We often talk about our need to love and be loved. But that need is inextricably bound up with our equally deep need to be known and understood. All of us, whatever our state in life, need to share our sense of ourselves; we all have a profound need to be deeply understood by another human being, with regard to our anxieties and insecurities, obviously, but also with regard to what delights and uplifts us. 4 

To know and be known, to understand and be understood this intimately takes unyielding patience, unsparing compassion, unselfish gentleness, as well as a robust readiness to challenge, when needed. It also takes trust that the one with whom we share ourselves so closely will never disparage or humiliate us, never use their knowledge to manipulate or damage us. Such qualities are non-negotiable for lasting love and friendship, even if the frailty of our human nature means that, taken all together, they’re rare gifts indeed, requiring a lifetime of perseverance and, above all, the help of divine grace. 

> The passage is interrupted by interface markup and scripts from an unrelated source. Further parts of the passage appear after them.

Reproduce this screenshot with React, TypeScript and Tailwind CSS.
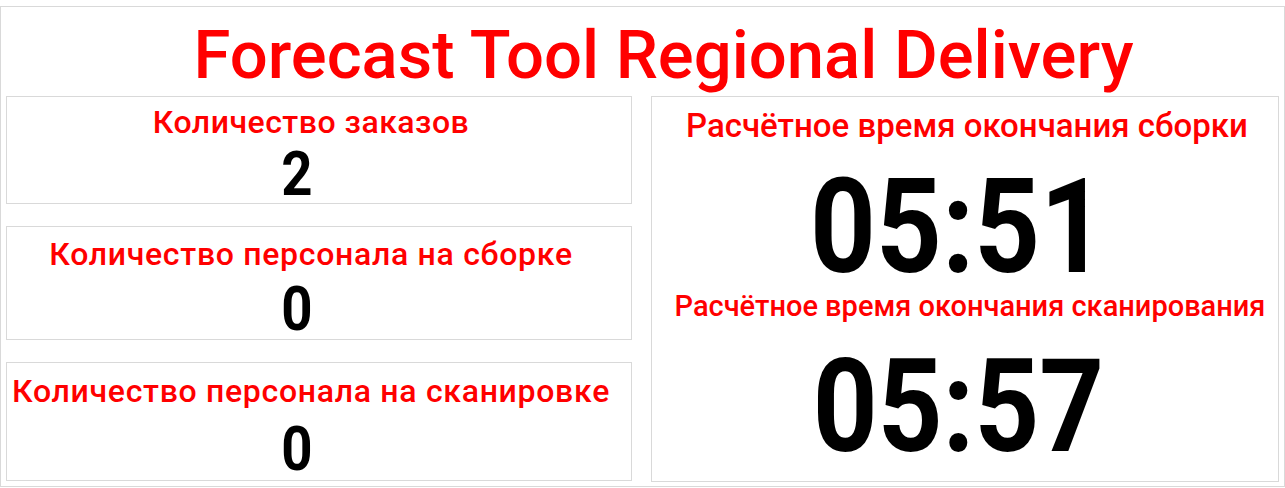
import React from "react";

const F = { fontFamily: "Roboto, 'Liberation Sans', sans-serif" };

export default function App() {
  return (
    <div className="w-[1285px] h-[488px] bg-white overflow-hidden" style={F}>
      <div className="mt-[6px] h-[481px] border border-[#d9d9d9] flex flex-col px-[5px]">
        <div className="h-[89px] pt-[14px] pl-[42px] text-center text-[67px] leading-[68px] font-medium text-[#ff0000] whitespace-nowrap">
          Forecast Tool Regional Delivery
        </div>
        <div className="flex gap-[19px]">
          <div className="w-[626px] flex flex-col gap-[22px]">
            <div className="h-[108px] border border-[#d9d9d9] flex flex-col items-center pt-[9px] pr-[16px]">
              <div className="text-[32px] leading-[32px] font-medium tracking-[0.5px] text-[#ff0000] whitespace-nowrap">Количество заказов</div>
              <div className="mt-[5px] mr-[28px] text-[62px] leading-[62px] font-bold text-black scale-x-[0.88]">2</div>
            </div>
            <div className="h-[114px] border border-[#d9d9d9] flex flex-col items-center pt-[11px] pr-[16px]">
              <div className="text-[32px] leading-[32px] font-medium tracking-[0.7px] text-[#ff0000] whitespace-nowrap">Количество персонала на сборке</div>
              <div className="mt-[8px] mr-[28px] text-[62px] leading-[62px] font-bold text-black scale-x-[0.88]">0</div>
            </div>
            <div className="h-[119px] border border-[#d9d9d9] flex flex-col items-center pt-[12px] pr-[16px]">
              <div className="text-[32px] leading-[32px] font-medium tracking-[0.7px] text-[#ff0000] whitespace-nowrap">Количество персонала на сканировке</div>
              <div className="mt-[11px] mr-[28px] text-[62px] leading-[62px] font-bold text-black scale-x-[0.88]">0</div>
            </div>
          </div>
          <div className="w-[628px] h-[386px] border border-[#d9d9d9] flex flex-col items-center pt-[12px]">
            <div className="ml-[4px] text-[33px] leading-[33px] font-medium text-[#ff0000] whitespace-nowrap">Расчётное время окончания сборки</div>
            <div className="mt-[30px] mr-[14px] text-[132px] leading-[110px] font-bold text-black tabular-nums scale-x-[0.87]">05:51</div>
            <div className="mt-[10px] ml-[10px] text-[29px] leading-[29px] font-medium text-[#ff0000] whitespace-nowrap">Расчётное время окончания сканирования</div>
            <div className="mt-[31px] mr-[14px] text-[130px] leading-[110px] font-bold text-black tabular-nums scale-x-[0.87]">05:57</div>
          </div>
        </div>
      </div>
    </div>
  );
}
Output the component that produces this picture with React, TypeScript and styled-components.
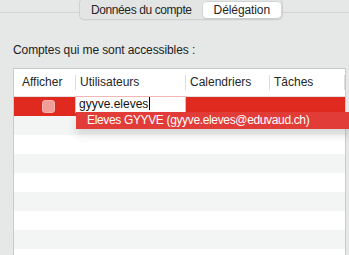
import React from 'react'
import styled, { createGlobalStyle } from 'styled-components'

const GlobalStyle = createGlobalStyle`
  body {
    margin: 0;
    background: #e6e8e8;
    font-family: 'Liberation Sans', Arial, sans-serif;
    color: #222;
  }
`

const Page = styled.div`
  width: 349px;
  height: 255px;
  overflow: hidden;
  display: flex;
  flex-direction: column;
`

const TabBar = styled.div`
  display: flex;
  align-items: flex-start;
  margin-top: -2px;
`

const Rule = styled.div<{ $width?: number }>`
  flex: ${(p) => (p.$width ? `0 0 ${p.$width}px` : '1')};
  height: 1px;
  margin-top: 14px;
  background: #d3d5d5;
`

const Segmented = styled.div`
  display: flex;
  align-items: center;
  height: 20px;
  padding: 0 1px;
  border: 1px solid #cfd1d1;
  border-radius: 5px;
  background: #e3e5e5;
  box-shadow: 0 0.5px 0 rgba(0, 0, 0, 0.05);
`

const Tab = styled.div<{ $active?: boolean }>`
  height: 16px;
  line-height: 16px;
  padding: ${(p) => (p.$active ? '0 11px' : '0 11px 0 10px')};
  font-size: 12px;
  letter-spacing: ${(p) => (p.$active ? '-0.1px' : '-0.4px')};
  color: #262626;
  border-radius: 4px;
  background: ${(p) => (p.$active ? '#ffffff' : 'transparent')};
  box-shadow: ${(p) => (p.$active ? '0 0 0 0.5px #c4c6c6, 0 1px 1px rgba(0,0,0,0.08)' : 'none')};
  margin-top: 2px;
`

const Caption = styled.div`
  font-size: 12px;
  letter-spacing: -0.1px;
  color: #222;
  margin: 22px 0 0 13px;
  height: 16px;
  line-height: 16px;
`

const Table = styled.div`
  position: relative;
  margin: 10px 0 0 13px;
  width: 331px;
  height: 185px;
  border: 1px solid #c9cbcb;
  background: #fff;
`

const Columns = `61px 110px 84px 1fr`

const HeaderRow = styled.div`
  display: grid;
  grid-template-columns: ${Columns};
  height: 27px;
  border-bottom: 1px solid #e2e2e2;
  align-items: center;
`

const HeaderCell = styled.div<{ $first?: boolean }>`
  height: 15px;
  line-height: 15px;
  font-size: 12px;
  color: #262626;
  padding-left: ${(p) => (p.$first ? '8px' : '4px')};
  border-left: ${(p) => (p.$first ? 'none' : '1px solid #dcdcdc')};
`

const LastSep = styled.div`
  position: absolute;
  right: 0;
  top: 6px;
  width: 1px;
  height: 15px;
  background: #dcdcdc;
`

const Row = styled.div<{ $kind: 'selected' | 'even' | 'odd' }>`
  display: grid;
  grid-template-columns: ${Columns};
  height: 19px;
  background: ${(p) =>
    p.$kind === 'selected' ? '#e02a20' : p.$kind === 'odd' ? '#f3f4f4' : '#ffffff'};
`

const CheckCell = styled.div`
  display: flex;
  align-items: center;
  justify-content: center;
  padding-left: 7px;
`

const Checkbox = styled.div`
  width: 11px;
  height: 11px;
  border-radius: 3px;
  background: #f19e99;
  border: 0.5px solid #f4b2ae;
`

const UserCell = styled.div`
  position: relative;
`

const EditField = styled.div`
  position: absolute;
  left: 0;
  top: -1px;
  width: 106px;
  height: 15px;
  background: #fff;
  border: 1px solid #f0b8b4;
  font-size: 12px;
  line-height: 15px;
  padding-left: 3px;
  color: #111;
`

const Caret = styled.span`
  display: inline-block;
  width: 1px;
  height: 13px;
  background: #000;
  vertical-align: -2px;
  margin-left: 1px;
`

const Suggestion = styled.div`
  position: absolute;
  left: 62px;
  top: 43px;
  width: 276px;
  height: 17px;
  background: #e23c38;
  color: #fff;
  font-size: 12px;
  letter-spacing: -0.35px;
  line-height: 17px;
  padding-left: 11px;
  box-sizing: border-box;
  box-shadow: 0 6px 10px rgba(0, 0, 0, 0.12);
  z-index: 2;
`

const rows = ['odd', 'even', 'odd', 'even', 'odd', 'even', 'odd', 'even'] as const

export default function App() {
  return (
    <Page>
      <GlobalStyle />
      <TabBar>
        <Rule />
        <Segmented>
          <Tab>Données du compte</Tab>
          <Tab $active>Délégation</Tab>
        </Segmented>
        <Rule $width={66} />
      </TabBar>
      <Caption>Comptes qui me sont accessibles :</Caption>
      <Table>
        <HeaderRow>
          <HeaderCell $first>Afficher</HeaderCell>
          <HeaderCell>Utilisateurs</HeaderCell>
          <HeaderCell>Calendriers</HeaderCell>
          <HeaderCell>Tâches</HeaderCell>
        </HeaderRow>
        <LastSep />
        <Row $kind="selected">
          <CheckCell>
            <Checkbox />
          </CheckCell>
          <UserCell>
            <EditField>
              gyyve.eleves
              <Caret />
            </EditField>
          </UserCell>
          <div />
          <div />
        </Row>
        {rows.map((k, i) => (
          <Row key={i} $kind={k} />
        ))}
        <Suggestion>Eleves GYYVE (gyyve.eleves@eduvaud.ch)</Suggestion>
      </Table>
    </Page>
  )
}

It is precisely this kind of relationship into which we are invited by the Good Shepherd, whose love is personal and particular: in this sense, each of us is ‘the disciple whom Jesus loved.’ His love, of course, is God’s love; and so the image of the Good Shepherd nails all those negative images of a domineering, exacting God that have so often distorted faith and damaged lives. 

Nothing could be further from the truth: God is a hopelessly doting father, not an unbending, judgmental schoolmaster, and each of us enjoys his whole and entire love and attention, simultaneously and perpetually. That is the heart of the Christian Gospel, which is not just Good News, but the best possible news.